I would say first of all have a budget for your event as this then gives an event organiser a clear indication of what can be done and options to give you. This makes the different in what materials we can use in theming & dressing the room, the type of venue and menu pricing.
Also have a vision of what you want to see on your event and what you want to get out of it, especially if it’s a corporate affair. This is where we then take an idea and turn it into a creative and sometimes fashion led event so up to date with the latest trends.
We never compromise on quality and our personal service as this has stood the test of time for us now in our 11th year.
What are the biggest mistakes you have seen?
It’s generally on the operational side. I am quite lucky as I trained, worked up the ranks and managed hotels for 18 years before setting up my own events company so I know if something looks wrong or is going to go wrong before it even happens. I know, I am a bit psychic too!
On a really large event abroad I was bought in to use my expertise and oversee the catering for 3500 people for a 4 day event. The corporate client had dealt with the convention centre throughout and when I arrived and saw the catering space and layout the night before I just knew it would not work. There was not enough buffet stations or seating as the exhibition layout has taken over extra space and wide walkways. But because the convention centre were used to doing large events, the corporate client said – let’s just leave it for tomorrow and see how it goes.
Well total disaster, not enough buffet stations so long queue for food, no seating so delegates sitting on the floor in parts to eat, food was coming out too slow so I was literally in the kitchen speeding it up. At that stage there was nothing else I could do apart from getting the food as quick as possible. Once lunch was over we had a de-brief and they then listened to what I had said re layout, extra buffet tables, seating for delegates, quantities of food and then it worked without a hitch.
So now, when I know something won’t work even though the client is adamant, I do tell them it’s not something I would recommend and 95% of the time they go with what I say.

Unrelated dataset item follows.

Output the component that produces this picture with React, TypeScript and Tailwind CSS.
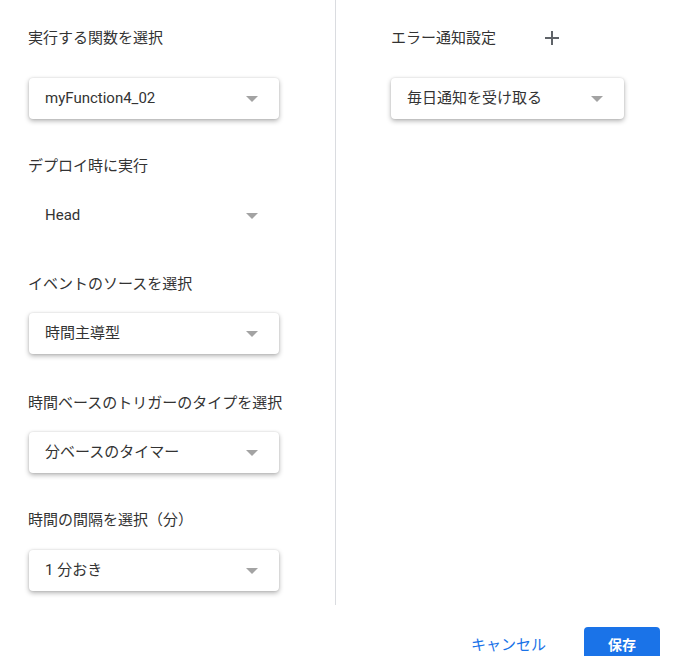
import React from 'react';

const font = { fontFamily: "Roboto, 'Noto Sans CJK JP', 'Noto Sans', sans-serif" };

function Arrow() {
  return (
    <svg width="12" height="6" viewBox="0 0 12 6" className="shrink-0">
      <path d="M0 0 L12 0 L6 6 Z" fill="#a3a3a3" />
    </svg>
  );
}

interface SelectProps {
  value: string;
  flat?: boolean;
  className?: string;
}

function SelectBox({ value, flat = false, className = '' }: SelectProps) {
  return (
    <div
      className={`flex h-[41px] items-center justify-between rounded bg-white pl-[16px] pr-[21px] text-[15px] text-[#333] ${
        flat ? '' : 'shadow-[0_2px_5px_rgba(0,0,0,0.3),0_0_2px_rgba(0,0,0,0.12)]'
      } ${className}`}
    >
      <span>{value}</span>
      <Arrow />
    </div>
  );
}

function Label({ children, className = '' }: { children: React.ReactNode; className?: string }) {
  return <div className={`h-[20px] text-[15px] leading-[20px] text-[#333] ${className}`}>{children}</div>;
}

export default function App() {
  return (
    <div className="h-[656px] w-[675px] overflow-hidden bg-white" style={font}>
      <div className="flex h-[605px]">
        {/* Left column */}
        <div className="w-[336px] shrink-0 border-r border-[#dadce0] pl-[28px]">
          <Label className="mt-[28px]">実行する関数を選択</Label>
          <SelectBox value="myFunction4_02" className="ml-[1px] mt-[30px] w-[250px]" />

          <Label className="mt-[37px]">デプロイ時に実行</Label>
          <SelectBox value="Head" flat className="ml-[1px] mt-[19px] w-[250px]" />

          <Label className="mt-[38px]">イベントのソースを選択</Label>
          <SelectBox value="時間主導型" className="ml-[1px] mt-[19px] w-[250px]" />

          <Label className="mt-[39px]">時間ベースのトリガーのタイプを選択</Label>
          <SelectBox value="分ベースのタイマー" className="ml-[1px] mt-[19px] w-[250px]" />

          <Label className="mt-[37px]">時間の間隔を選択（分）</Label>
          <SelectBox value="1 分おき" className="ml-[1px] mt-[20px] w-[250px]" />
        </div>

        {/* Right column */}
        <div className="flex-1 pl-[55px]">
          <div className="mt-[28px] flex h-[20px] items-center">
            <Label>エラー通知設定</Label>
            <svg width="14" height="14" viewBox="0 0 14 14" className="ml-[49px]">
              <path d="M7 0 V14 M0 7 H14" stroke="#5f6368" strokeWidth="2" />
            </svg>
          </div>
          <SelectBox value="毎日通知を受け取る" className="mt-[30px] w-[233px]" />
        </div>
      </div>

      {/* Footer */}
      <div className="mt-[22px] flex items-start justify-end pr-[15px]">
        <button className="mr-[38px] mt-[8px] h-[20px] text-[15px] leading-[20px] text-[#1a73e8]">
          キャンセル
        </button>
        <button className="h-[36px] w-[76px] rounded bg-[#1a73e8] text-[14px] font-bold text-white">
          保存
        </button>
      </div>
    </div>
  );
}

What makes a successful event?
Attention to detail, communication & staff.
As the saying goes “the devil is in the detail”. You have to ensure every aspect of the event is covered in minute detail so nothing is missed by chance. Do a check list; call all suppliers the week of the event again to ensure they are up to date with everything. Get all operational staff together, check all front of staff are groomed and in immaculate uniforms, brief them all together so any queries can be answered and dealt with beforehand. Happy, smiling courteous staff win over “bored I don’t want to be here” attitude! Ensure all staff, the venue and suppliers on the day have a briefing document/working agenda so they are all reading off the latest sheet. Then you will have a successful event.